To illustrate how dire the glare is, here’s a shot I took at 9.30am from the first episode of Russian Doll, where the red-haired main character Natasha is looking at herself in a bathroom mirror:

There’s no combination of picture settings that can rescue a picture that washed out.

So Hisense is left in a weird situation. On the one hand, if you’ve got a massive space to fill, one that can’t be adequately serviced by a 75-inch or 85-inch, there’s an opening for a 100-inch laser TV. Samsung will sell you a 98-inch 8K TV, if you’ll fork out $100,000. LG’s latest OLED TVs don’t go beyond 88 inches, and it’ll cost you $60,000 for one of those — unless you want the 77-inch 4K OLED, which also costs $20,000.

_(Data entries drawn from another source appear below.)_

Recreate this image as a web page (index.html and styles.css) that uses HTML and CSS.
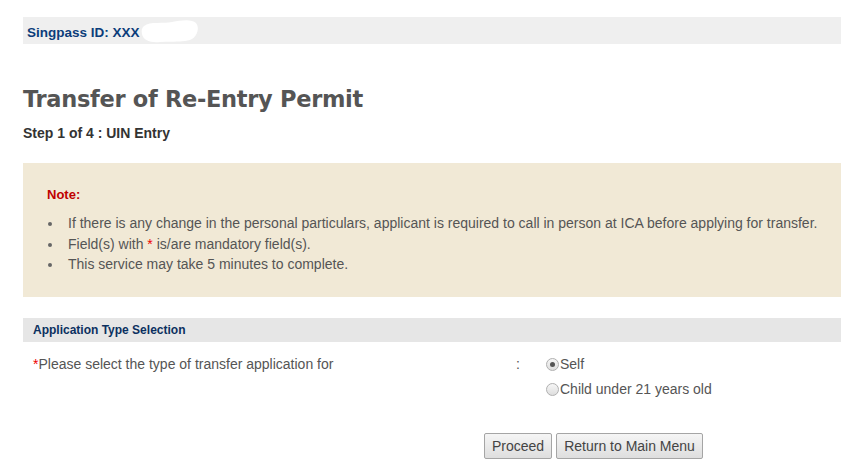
FILE: index.html
```html
<!DOCTYPE html>
<html>
<head>
<meta charset="utf-8">
<link rel="stylesheet" href="styles.css">
</head>
<body>
<div class="page">
  <div class="idbar">
    <span class="idtext">Singpass ID: XXX</span>
    <svg class="redact" width="60" height="26" viewBox="0 0 60 26"><path d="M4 8 C10 3 24 6 32 4 C42 2 52 1 56 5 C60 10 57 18 52 21 C44 25 30 23 20 24 C10 25 3 22 2 16 C1 12 2 10 4 8 Z" fill="#fff"/></svg>
  </div>
  <h1 class="title">Transfer of Re-Entry Permit</h1>
  <div class="step">Step 1 of 4 : UIN Entry</div>
  <div class="note">
    <div class="note-title">Note:</div>
    <ul class="note-list">
      <li>If there is any change in the personal particulars, applicant is required to call in person at ICA before applying for transfer.</li>
      <li>Field(s) with <span class="req">*</span> is/are mandatory field(s).</li>
      <li>This service may take 5 minutes to complete.</li>
    </ul>
  </div>
  <div class="section-head">Application Type Selection</div>
  <div class="form-row">
    <div class="label"><span class="req">*</span>Please select the type of transfer application for</div>
    <div class="colon">:</div>
    <div class="options">
      <label class="opt"><span class="radio checked"></span>Self</label>
      <label class="opt"><span class="radio"></span>Child under 21 years old</label>
    </div>
  </div>
  <div class="buttons">
    <button class="btn">Proceed</button>
    <button class="btn">Return to Main Menu</button>
  </div>
</div>
</body>
</html>
```
FILE: styles.css
```css
html, body { margin: 0; padding: 0; background: #fff; }
body { font-family: "Liberation Sans", Arial, sans-serif; color: #555; }
.page { padding: 17px 0 0 23px; }
.idbar {
  position: relative;
  background: #efefef;
  height: 27px;
  display: flex;
  align-items: center;
  padding-left: 4px;
}
.idtext { color: #0b3d7a; font-weight: bold; font-size: 13.5px; padding-top: 3px; }
.redact { position: absolute; left: 117px; top: 1px; }
.title {
  margin: 40px 0 0 0;
  font-family: "DejaVu Sans", sans-serif;
  font-weight: bold;
  font-size: 22.5px;
  color: #555;
  line-height: 30px;
  letter-spacing: -0.3px;
}
.step { margin-top: 11px; font-weight: bold; font-size: 14px; color: #333; line-height: 16px; }
.note {
  margin-top: 22px;
  background: #f1e9d6;
  height: 134px;
  box-sizing: border-box;
  padding: 24px 0 0 24px;
}
.note-title { color: #c00000; font-weight: bold; font-size: 13px; line-height: 16px; }
.note-list { list-style: none; margin: 10px 0 0 0; padding: 0 0 0 21px; font-size: 14px; line-height: 20.5px; color: #555; }
.note-list li { position: relative; }
.note-list li::before {
  content: ""; position: absolute; left: -20px; top: 9px;
  width: 4px; height: 4px; border-radius: 50%; background: #666;
}
.req { color: #e00; }
.section-head {
  margin-top: 21px;
  background: #e6e6e6;
  height: 24px;
  box-sizing: border-box;
  padding: 5px 0 0 10px;
  color: #0b3060;
  font-weight: bold;
  font-size: 12px;
  line-height: 14px;
}
.form-row { display: flex; padding: 14px 0 0 10px; font-size: 14px; line-height: 16px; }
.label { width: 483px; }
.colon { width: 30px; }
.options { display: flex; flex-direction: column; gap: 9px; }
.opt { display: flex; align-items: center; color: #555; }
.radio {
  width: 13px; height: 13px; border-radius: 50%;
  border: 1px solid #b0b0b0;
  background: linear-gradient(#f6f6f6, #dedede);
  box-sizing: border-box;
  margin-right: 1px;
  position: relative;
}
.radio.checked::after {
  content: ""; position: absolute; left: 3px; top: 3px;
  width: 5px; height: 5px; border-radius: 50%; background: #555;
}
.buttons { display: flex; gap: 4px; padding: 36px 0 0 461px; }
.btn {
  font-family: "Liberation Sans", Arial, sans-serif;
  font-size: 14px;
  color: #444;
  background: linear-gradient(#f5f5f5, #dedede);
  border: 1px solid #a5a5a5;
  border-radius: 2px;
  height: 26px;
  padding: 0 7px;
}
```
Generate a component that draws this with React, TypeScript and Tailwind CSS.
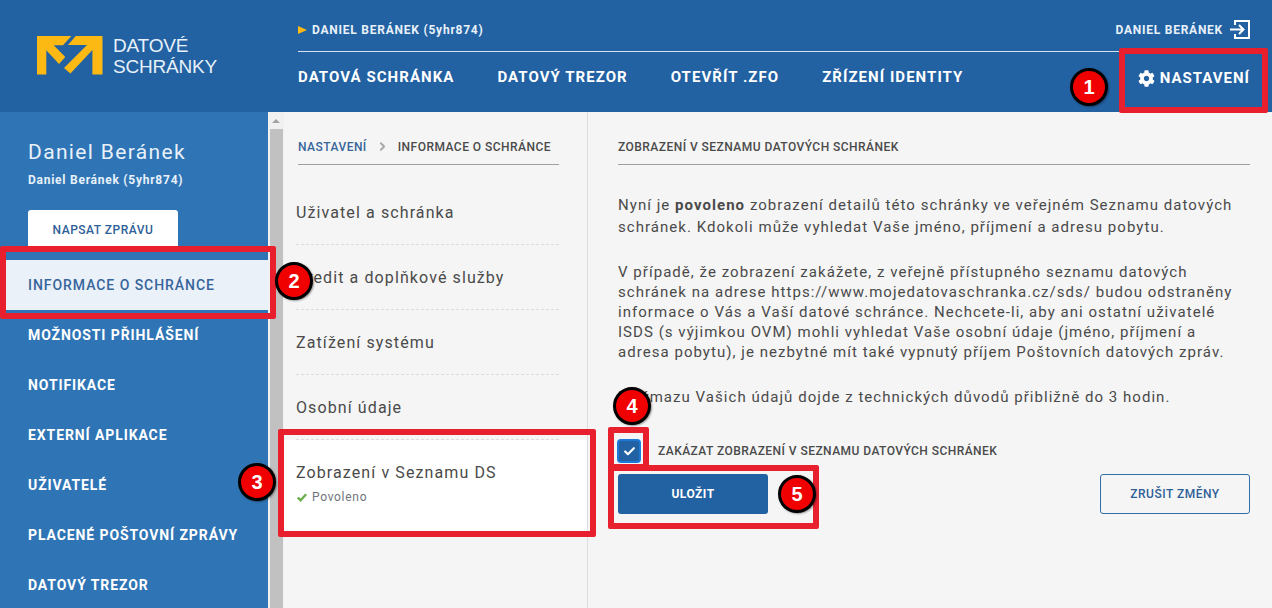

But what places are going to want to prioritise size over a screen that struggles so much with the slimmest of light?

The only answer I could think of, funnily enough, was a small bar. They’re the venues that wouldn’t be open during the day that often, so light is less of an issue. Many small bars have walls or are built on lower floors too, and a large screen acts as a great centrepiece for keeping patrons interested and engaged. Bars like Spawn Point in Sydney use a projector for exactly this; the recently closed Beta Bar in Melbourne had a few spaces where a screen of this size would have fit nicely.

But is that a justifiable enough reason for dropping $20,000 when other QLED or LED TVs don’t suffer the same drawbacks? And how many small bars — especially in Sydney’s post-lockout law environment — want to be dropping that much on a TV to begin with? Probably few, and the same calculus applies for those in the market for a large screen TV.

It’d still be magical to get four friends around for a super long, lights off 3AM session of Smash Ultimate on a screen massive enough that you might actually be able to keep track of everything on the screen. And getting my arse handed to me in Dr. Robotnik’s Mean Bean Machine and returning the favour in Mario Kart 8 was pretty great.